Tensions over the lake's falling water levels boiled over last week, after parliament, the Majlis, decided against local lawmakers' proposed fast-track solution to the problem in an August 17 vote. Scores of locals took to the streets of Orumieh (aka Urmia) on August 27, and open conflict with security forces ensued.

"Let's cry and fill Lake Orumieh with our tears," protesters chanted in Orumieh, as well as, "Lake Orumieh is dying; the Majlis is issuing its death sentence" (see video here).

And what might have been heard loudest by the authorities -- already sensitive to any signs of a return of the large-scale protest that followed the country's 2009 presidential election and wary of any outward signs of ethnic discord in the country's Azeri regions -- were chants like these: "Azerbaijan rise up and cry out," and "If Azerbaijan doesn't rise up, it will lose."

'Numerous Injuries, Arrests'

The protest was met with force by security forces, who reportedly used rubber bullets and tear gas to disperse the crowd. Videos purportedly from the protest that were posted on YouTube show activists throwing stones, and antiriot forces firing back.

Yashar Hakkapour, a Canada-based human rights activist, tells RFE/RL's Radio Farda that he heard reports of numerous injuries and arrests among protesters. "Local sources informed us that some of the people were injured because the special forces attacked them with batons," he said.

A protest planned the same day in Tabriz, the capital of East Azerbaijan Province that lies 80 kilometers east of the lake, never materialized.

An eyewitness told RFE/RL that security forces prevented citizens from expressing their concerns over the state of the lake, and at least three people were detained.

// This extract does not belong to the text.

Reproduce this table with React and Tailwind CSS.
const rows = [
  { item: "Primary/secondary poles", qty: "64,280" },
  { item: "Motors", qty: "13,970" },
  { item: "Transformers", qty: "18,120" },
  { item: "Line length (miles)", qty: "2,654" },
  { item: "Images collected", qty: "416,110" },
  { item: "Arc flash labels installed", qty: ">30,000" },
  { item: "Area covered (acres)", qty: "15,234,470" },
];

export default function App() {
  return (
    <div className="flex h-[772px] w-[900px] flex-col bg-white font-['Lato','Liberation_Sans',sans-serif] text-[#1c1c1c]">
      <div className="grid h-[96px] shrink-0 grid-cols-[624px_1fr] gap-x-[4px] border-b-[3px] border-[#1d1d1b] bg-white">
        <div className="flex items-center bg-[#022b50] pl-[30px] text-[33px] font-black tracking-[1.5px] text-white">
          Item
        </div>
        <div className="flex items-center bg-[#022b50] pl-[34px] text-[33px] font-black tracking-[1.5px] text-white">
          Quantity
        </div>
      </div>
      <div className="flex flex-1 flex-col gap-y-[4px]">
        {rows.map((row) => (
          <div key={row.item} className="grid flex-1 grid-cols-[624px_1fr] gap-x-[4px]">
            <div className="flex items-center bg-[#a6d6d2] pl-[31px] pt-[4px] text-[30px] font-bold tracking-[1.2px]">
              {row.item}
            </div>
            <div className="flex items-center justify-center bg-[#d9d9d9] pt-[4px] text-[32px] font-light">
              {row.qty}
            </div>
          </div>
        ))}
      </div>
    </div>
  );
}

An abandoned ship is stuck in the solidified salts of Lake Orumieh.

The failed protest came after a spate of arrests and incidents related to the outcry over the government's perceived inaction over the lake issue.

Some 30 activists in the city were arrested on August 24 during a fast-breaking dinner in the middle of Ramadan. They were reportedly discussing the poor state of the lake.

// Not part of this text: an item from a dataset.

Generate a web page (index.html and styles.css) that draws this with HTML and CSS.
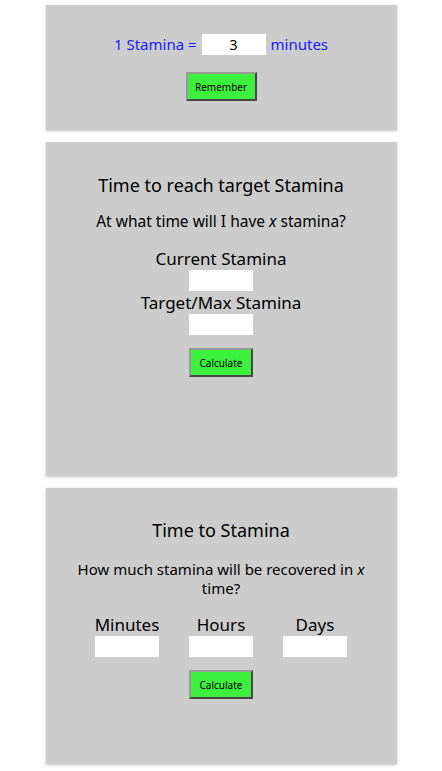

A day earlier, several activists were detained before and after a soccer match in Tabriz. Soccer fans assembled for the August 23 game reportedly chanted slogans against the Iranian parliament and accused it of issuing an execution order for the lake.

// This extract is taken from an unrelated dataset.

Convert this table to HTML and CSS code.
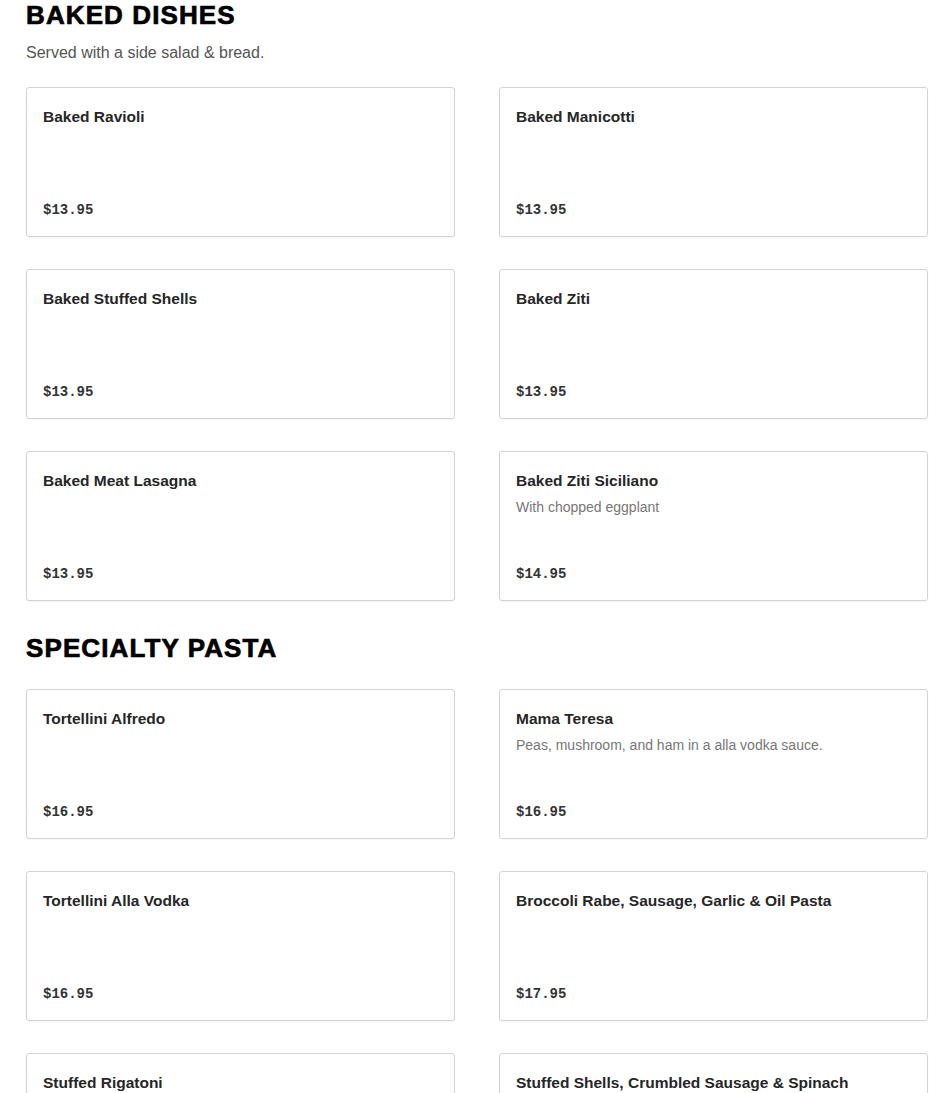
FILE: index.html
```html
<!DOCTYPE html>
<html>
<head>
<meta charset="utf-8">
<link rel="stylesheet" href="styles.css">
</head>
<body>
<main class="menu">
  <section class="section">
    <h2 class="section-title">BAKED DISHES</h2>
    <p class="section-sub">Served with a side salad &amp; bread.</p>
    <div class="grid">
      <div class="card"><div class="name">Baked Ravioli</div><div class="price">$13.95</div></div>
      <div class="card"><div class="name">Baked Manicotti</div><div class="price">$13.95</div></div>
      <div class="card"><div class="name">Baked Stuffed Shells</div><div class="price">$13.95</div></div>
      <div class="card"><div class="name">Baked Ziti</div><div class="price">$13.95</div></div>
      <div class="card"><div class="name">Baked Meat Lasagna</div><div class="price">$13.95</div></div>
      <div class="card"><div class="name">Baked Ziti Siciliano</div><div class="desc">With chopped eggplant</div><div class="price">$14.95</div></div>
    </div>
  </section>
  <section class="section">
    <h2 class="section-title">SPECIALTY PASTA</h2>
    <div class="grid">
      <div class="card"><div class="name">Tortellini Alfredo</div><div class="price">$16.95</div></div>
      <div class="card"><div class="name">Mama Teresa</div><div class="desc">Peas, mushroom, and ham in a alla vodka sauce.</div><div class="price">$16.95</div></div>
      <div class="card"><div class="name">Tortellini Alla Vodka</div><div class="price">$16.95</div></div>
      <div class="card"><div class="name">Broccoli Rabe, Sausage, Garlic &amp; Oil Pasta</div><div class="price">$17.95</div></div>
      <div class="card"><div class="name">Stuffed Rigatoni</div><div class="price">$16.95</div></div>
      <div class="card"><div class="name">Stuffed Shells, Crumbled Sausage &amp; Spinach</div><div class="price">$17.95</div></div>
    </div>
  </section>
</main>
</body>
</html>
```

FILE: styles.css
```css
html, body {
  margin: 0;
  padding: 0;
  background: #fff;
}
body {
  font-family: "Liberation Sans", Arial, sans-serif;
  color: #2b2b2b;
}
.menu {
  width: 902px;
  padding-left: 26px;
}
.section {
  margin-bottom: 32px;
}
.section-title {
  margin: 0;
  font-family: "Liberation Sans", Arial, sans-serif;
  font-weight: 900;
  font-size: 26px;
  line-height: 30px;
  color: #000;
  letter-spacing: 1.1px;
  -webkit-text-stroke: 0.7px #000;
}
.section-sub {
  margin: 11px 0 2px;
  font-size: 16px;
  line-height: 24px;
  color: #555;
}
.grid {
  margin-top: 22px;
  display: grid;
  grid-template-columns: 1fr 1fr;
  column-gap: 44px;
  row-gap: 32px;
}
.section-title + .grid {
  margin-top: 26px;
}
.card {
  box-sizing: border-box;
  height: 150px;
  border: 1px solid #d3d3d3;
  border-radius: 3px;
  padding: 17px 16px 16px;
  display: flex;
  flex-direction: column;
  box-shadow: 0 1px 2px rgba(0,0,0,0.04);
}
.name {
  font-size: 15.5px;
  font-weight: bold;
  line-height: 24px;
  color: #262626;
}
.desc {
  margin-top: 4px;
  font-size: 14px;
  line-height: 20px;
  color: #777;
}
.price {
  margin-top: auto;
  font-family: "Liberation Mono", "Courier New", monospace;
  font-weight: bold;
  font-size: 14px;
  line-height: 20px;
  color: #333;
}
```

In April, 70 people in Tabriz were reportedly arrested at a protest against the lake's rapid demise. Several of them were later sentenced to lashes and fined.

Tehran's Azeri Fears

The region's history as a hotbed of resistance -- highlighted by the Tabriz-centered constitutional revolution of 1906 aimed at bringing modern democratic practices to Iran -- could help explain the government's heavy-handed response.

As Washington-based analyst Ali Afshari explains, Iranian authorities are concerned about an awakening of ethnic tensions that have led to large scale protests in the past. "We have to see it in the frame of political and ethnic tensions that exists in that region between some of the ethnic Azeri Iranians and the government," he says. "Some are after [more rights] while others might have separatist demands. This has led the government to react."

The development also comes amid strains in Tehran's relations with neighboring Azerbaijan that stem largely from Baku's concerns over the treatment of Iran's large Azeri minority.

Activists in Azerbaijan have called on Iran to release Azeri political prisoners and to provide more cultural and political rights for Azeris in Iran. In the wake of the violence and arrests related to Lake Orumieh, groups such as the Association for the Defense of Azerbaijani Political Prisoners in Iran have condemned the Iranian government's response to the protests and have called for the release of those detained.

Responding To Protests, Not Issue

Ardeshir Amir Arjomand, a top adviser to opposition leader Mir Hossein Musavi who left Iran a few months ago, told the opposition Kalame website that the Iranian government's response showed how much it fears protests of any kind. "A government that is facing a legitimacy crisis is afraid of everything, from youths' joy, to having iftar in parks, everything," Arjomand said. "They even see the water of Orumieh Lake as a security issue."

The security implications are not lost on those outside the government either. In covering the protests, the business-oriented website Aftab noted, "If officials did not want to rescue the dying Lake Orumieh, then they should at least be aware that not doing anything serious about the issue can create deep security issues in the northwestern region of the country."

In April, demonstrators in Tabriz and Orumieh demanded Lake Orumieh be saved.

Questions have also been raised over whether the lake's demise is the true reason for the protests, or just a convenient excuse to air political grievances.

Analyst Afshari doesn't think it really matters either way. "Some of those who took part in the protests have genuine environmental concerns -- Lake Orumieh is a key factor for development and the environment of that region, not only the provinces of East and West Azerbaijan but also for other provinces, so some are really concerned," he notes. "Others might use the issue for their own political and ethnic activities; yet we shouldn't forget that it's the people's right to protest."

Does Tehran Have A Plan?

If there is one point of consensus, it is that saving the lake appears to be the goal of all parties and in the interest of all Iranians. The polarizing point is just how to go about it.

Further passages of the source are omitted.